If it has an automatic transmission, have you checked the level/color of the tranny fluid?

Tester

If your engine is running at 5000 rpm in 2nd gear and you can’t get up a modest hill I suspect you either have an automatic transmission that is slipping or a manual transmission with a burned up (slipping) clutch.

I’d suspect that a 20 year old car running 5000 rpm will begin to consume some oil and perhaps run hotter than usual.

When was your last transmission fluid and filter change? Betting no recollection.

It’s manual. Recently changed air filter. Transmission fluid is clean. Fuel filter, pump, been a while. Car has rebuilt tranny, installed 2 yrs ago. Would all gears suffer at the same time? If its slave/master cylinder, how come pedal is good?

You’re showing all the classic symptoms of a slipping clutch. Get on a flat level road. Come to a stop. Accelerate, starting in 1st, shift to 2nd as you normally would, then shift to 5th and floor the accelerator. If the RPMs go up but the car doesn’t move faster you need a new clutch.

@asemaster is on it. Bad clutch!

Like others I was assuming slipping transmission or clutch from the get go. The thread title says it all. That’s still what I assume it is.

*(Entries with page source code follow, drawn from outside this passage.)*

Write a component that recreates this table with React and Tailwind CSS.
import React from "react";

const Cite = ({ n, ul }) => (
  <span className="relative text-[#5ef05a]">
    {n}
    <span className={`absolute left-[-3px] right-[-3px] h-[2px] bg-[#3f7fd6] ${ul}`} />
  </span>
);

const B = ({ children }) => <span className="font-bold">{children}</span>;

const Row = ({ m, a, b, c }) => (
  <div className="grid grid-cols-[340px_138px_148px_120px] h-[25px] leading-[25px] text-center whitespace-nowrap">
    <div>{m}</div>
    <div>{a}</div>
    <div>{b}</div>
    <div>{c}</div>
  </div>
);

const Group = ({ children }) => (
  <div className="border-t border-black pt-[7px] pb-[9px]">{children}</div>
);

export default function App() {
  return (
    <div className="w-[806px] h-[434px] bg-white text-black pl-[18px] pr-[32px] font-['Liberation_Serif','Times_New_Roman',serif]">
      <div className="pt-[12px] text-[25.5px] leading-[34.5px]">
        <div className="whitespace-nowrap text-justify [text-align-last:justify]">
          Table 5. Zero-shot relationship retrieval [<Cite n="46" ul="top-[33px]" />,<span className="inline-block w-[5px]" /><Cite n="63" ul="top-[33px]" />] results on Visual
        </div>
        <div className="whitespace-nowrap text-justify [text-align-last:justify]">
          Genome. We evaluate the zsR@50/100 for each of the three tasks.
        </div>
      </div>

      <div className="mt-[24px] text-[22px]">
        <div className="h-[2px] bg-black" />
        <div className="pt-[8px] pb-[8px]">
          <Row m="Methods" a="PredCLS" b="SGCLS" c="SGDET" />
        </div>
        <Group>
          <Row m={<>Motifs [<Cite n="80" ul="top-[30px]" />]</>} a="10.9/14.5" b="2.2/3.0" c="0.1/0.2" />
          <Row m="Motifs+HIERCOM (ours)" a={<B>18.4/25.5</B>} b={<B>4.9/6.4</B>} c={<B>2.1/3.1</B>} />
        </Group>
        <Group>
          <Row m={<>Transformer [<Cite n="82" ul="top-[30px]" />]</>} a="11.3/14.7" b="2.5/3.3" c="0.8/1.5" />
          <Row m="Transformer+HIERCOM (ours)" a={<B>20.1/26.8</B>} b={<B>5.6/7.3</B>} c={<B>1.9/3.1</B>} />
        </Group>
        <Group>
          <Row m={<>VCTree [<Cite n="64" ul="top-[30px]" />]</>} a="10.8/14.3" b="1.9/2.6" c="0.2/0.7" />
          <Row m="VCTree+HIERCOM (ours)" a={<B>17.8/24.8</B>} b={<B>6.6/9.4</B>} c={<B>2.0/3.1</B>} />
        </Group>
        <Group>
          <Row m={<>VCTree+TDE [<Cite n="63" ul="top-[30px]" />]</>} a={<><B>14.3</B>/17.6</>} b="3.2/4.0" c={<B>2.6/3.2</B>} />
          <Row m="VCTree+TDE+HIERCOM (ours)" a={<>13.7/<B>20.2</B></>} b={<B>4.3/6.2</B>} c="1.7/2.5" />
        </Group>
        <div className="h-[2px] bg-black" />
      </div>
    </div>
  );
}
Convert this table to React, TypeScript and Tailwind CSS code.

But then the description has some ambiguity in it. This part says slipping clutch (now that we know it’s a manual): “Need to rev car to higher and higher rpms to accelerate”.

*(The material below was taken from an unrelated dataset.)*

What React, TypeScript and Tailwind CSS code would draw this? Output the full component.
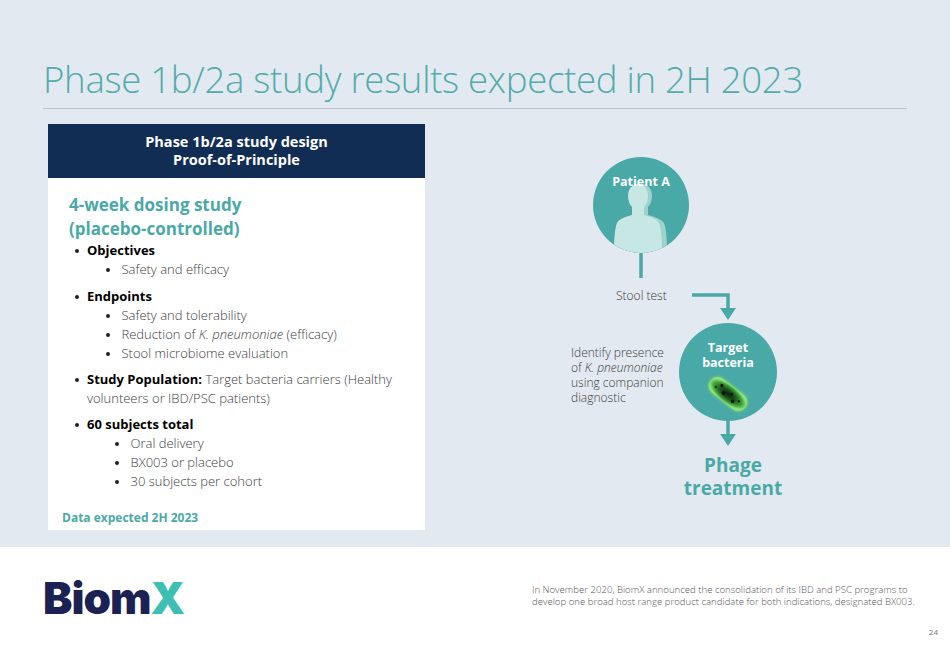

But this part is ambiguous: “and shift into higher gears”

You can shift into a higher gear any old time. So what happens if you do? Pulling a hill at 5000 rpms in 2nd gear is probably about right if you’re doing something like 60mph up a hill - though why one would leave it in 2nd gear I don’t know, but you can since its probably not redlined. So when you’re pulling a hill in 2nd gear at 5000 rpm what kind of speed are we talking about? What happens if you upshift? Does the car just lose power so you have to downshift again?

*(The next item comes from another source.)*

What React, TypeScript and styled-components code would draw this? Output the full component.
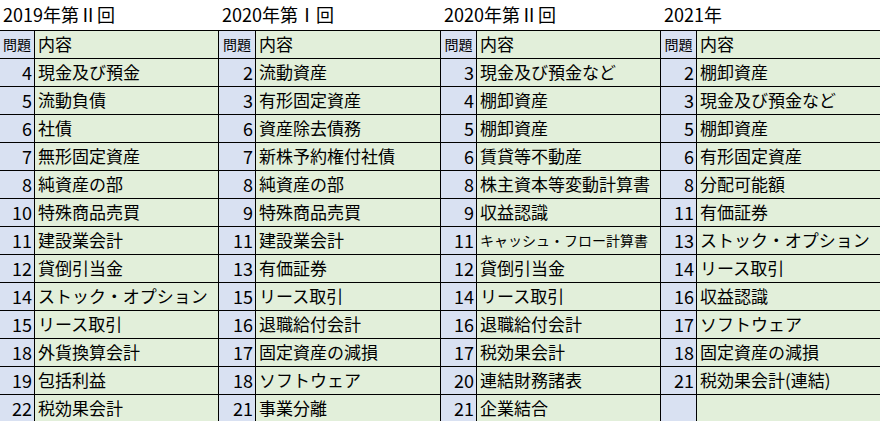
import styled, { createGlobalStyle } from "styled-components"

const GlobalStyle = createGlobalStyle`
  html, body {
    margin: 0;
    padding: 0;
    background: #ffffff;
  }
  body {
    font-family: "Noto Sans CJK JP", "Noto Sans", sans-serif;
    color: #000000;
  }
`

type Item = { no: number; text: string; small?: boolean }
type Exam = { title: string; items: Item[] }

const exams: Exam[] = [
  {
    title: "2019年第Ⅱ回",
    items: [
      { no: 4, text: "現金及び預金" },
      { no: 5, text: "流動負債" },
      { no: 6, text: "社債" },
      { no: 7, text: "無形固定資産" },
      { no: 8, text: "純資産の部" },
      { no: 10, text: "特殊商品売買" },
      { no: 11, text: "建設業会計" },
      { no: 12, text: "貸倒引当金" },
      { no: 14, text: "ストック・オプション" },
      { no: 15, text: "リース取引" },
      { no: 18, text: "外貨換算会計" },
      { no: 19, text: "包括利益" },
      { no: 22, text: "税効果会計" },
    ],
  },
  {
    title: "2020年第Ⅰ回",
    items: [
      { no: 2, text: "流動資産" },
      { no: 3, text: "有形固定資産" },
      { no: 6, text: "資産除去債務" },
      { no: 7, text: "新株予約権付社債" },
      { no: 8, text: "純資産の部" },
      { no: 9, text: "特殊商品売買" },
      { no: 11, text: "建設業会計" },
      { no: 13, text: "有価証券" },
      { no: 15, text: "リース取引" },
      { no: 16, text: "退職給付会計" },
      { no: 17, text: "固定資産の減損" },
      { no: 18, text: "ソフトウェア" },
      { no: 21, text: "事業分離" },
    ],
  },
  {
    title: "2020年第Ⅱ回",
    items: [
      { no: 3, text: "現金及び預金など" },
      { no: 4, text: "棚卸資産" },
      { no: 5, text: "棚卸資産" },
      { no: 6, text: "賃貸等不動産" },
      { no: 8, text: "株主資本等変動計算書" },
      { no: 9, text: "収益認識" },
      { no: 11, text: "キャッシュ・フロー計算書", small: true },
      { no: 12, text: "貸倒引当金" },
      { no: 14, text: "リース取引" },
      { no: 16, text: "退職給付会計" },
      { no: 17, text: "税効果会計" },
      { no: 20, text: "連結財務諸表" },
      { no: 21, text: "企業結合" },
    ],
  },
  {
    title: "2021年",
    items: [
      { no: 2, text: "棚卸資産" },
      { no: 3, text: "現金及び預金など" },
      { no: 5, text: "棚卸資産" },
      { no: 6, text: "有形固定資産" },
      { no: 8, text: "分配可能額" },
      { no: 11, text: "有価証券" },
      { no: 13, text: "ストック・オプション" },
      { no: 14, text: "リース取引" },
      { no: 16, text: "収益認識" },
      { no: 17, text: "ソフトウェア" },
      { no: 18, text: "固定資産の減損" },
      { no: 21, text: "税効果会計(連結)" },
    ],
  },
]

const ROWS = 13
const COLUMNS = "34px 183px 36px 184px 35px 183px 35px 183px"

const App = () => {
  const rows = Array.from({ length: ROWS }, (_, i) => i)
  return (
    <>
      <GlobalStyle />
      <Sheet>
        <TitleRow>
          {exams.map((exam) => (
            <Title key={exam.title}>{exam.title}</Title>
          ))}
        </TitleRow>
        <Table>
          {exams.map((exam) => (
            <Pair key={exam.title + "-h"}>
              <NumHead>問題</NumHead>
              <TextHead>内容</TextHead>
            </Pair>
          ))}
          {rows.map((r) =>
            exams.map((exam) => {
              const item = exam.items[r]
              return (
                <Pair key={exam.title + r}>
                  <NumCell>{item ? item.no : ""}</NumCell>
                  <TextCell $small={item?.small}>{item ? item.text : ""}</TextCell>
                </Pair>
              )
            })
          )}
        </Table>
      </Sheet>
    </>
  )
}

export default App

const Sheet = styled.div`
  width: 880px;
  height: 421px;
  overflow: hidden;
  background: #ffffff;
`

const TitleRow = styled.div`
  display: grid;
  grid-template-columns: 218px 222px 220px 220px;
  height: 30px;
`

const Title = styled.div`
  display: flex;
  align-items: center;
  padding-left: 3px;
  padding-bottom: 2px;
  font-size: 18px;
  line-height: 1;
  white-space: nowrap;
  &:not(:first-child) {
    padding-left: 4px;
  }
`

const Table = styled.div`
  display: grid;
  grid-template-columns: ${COLUMNS};
  grid-auto-rows: 27px;
  gap: 1px;
  background: #000000;
  border-top: 1px solid #000000;
`

// each pair of cells flows straight into the parent grid
const Pair = styled.div`
  display: contents;
`

const NumBase = styled.div`
  background: #d9e1f2;
  display: flex;
  align-items: center;
  line-height: 1;
  padding-bottom: 2px;
  white-space: nowrap;
  overflow: hidden;
`

const NumHead = styled(NumBase)`
  justify-content: center;
  font-size: 14px;
`

const NumCell = styled(NumBase)`
  justify-content: flex-end;
  padding-right: 2px;
  font-size: 18px;
`

const TextBase = styled.div`
  background: #e2efda;
  display: flex;
  align-items: center;
  padding-left: 3px;
  padding-bottom: 2px;
  line-height: 1;
  white-space: nowrap;
  overflow: hidden;
`

const TextHead = styled(TextBase)`
  font-size: 17px;
`

const TextCell = styled(TextBase)<{ $small?: boolean }>`
  font-size: ${({ $small }) => ($small ? "14px" : "17px")};
`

Or are you hitting 5000rpm in 2nd gear while trying to maintain something like 20mph up a hill? That’s certainly the clutch.

As I said, I’m still assuming slipping clutch, but wondering about power loss.

" Would all gears suffer at the same time?"

In a manual, there is only one clutch and whether its slipping or not has nothing to do with what gear you’re in (though it would vary according to engagement rpms).

"If its slave/master cylinder, how come pedal is good? "

This kind of issue has nothing to do with those parts. It would be that the clutch disk is worn out. The pedal and cylinders have to do with simply engaging and disengaging the clutch - not with how much friction material is still left on the clutch disk.

Loss of oil, clutch slipping. Are they related? Maybe rear main seal leaking oil onto the clutch plate?

“Loss of oil, clutch slipping. Are they related? Maybe rear main seal leaking oil onto the clutch plate?”

Could be, would be an easy oil leak to fix with the transmission out. But sounds like pretty soon the thing won’t move any more anyway, oil and coolant leaks aren’t really an issue if the car doesn’t drive!

Thanks, acemaster, keith, cigroller, knfenimore… appreciate the knowledge.

One thing. Is there a way to diagnose RMS leak prior to transmission removal? On Accord 94 m/t.

If the RMS is leaking enough to explain your low oil episode then there will be plenty of evidence at the back of the engine where it mates to the transmission. If its only leaking a little there might not be much evidence of it. But if you do verify that the clutch is slipping, it doesn’t matter much since installing a new one is a good idea with the transmission out anyway.

Thanks. I’m not going to remove transmission myself. Will take in.

My '05 Civic was experience an issue that sounds identical to this. I also assumed it was related to the transmission. If I put my foot down, the engine was racing to the higher RPM’s very cleanly, but the car was moving much slower and climbing hills was a real chore. It’s an automatic, but it literally felt like when a clutch is slipping in a manual.
On the highway, I could reach a max speed of about 55mph and it took about 45 seconds to go 0 - 55.

Turns out it was that my Catalytic Converter had become plugged. Immediately after having that replaced (expensive), the car runs like new.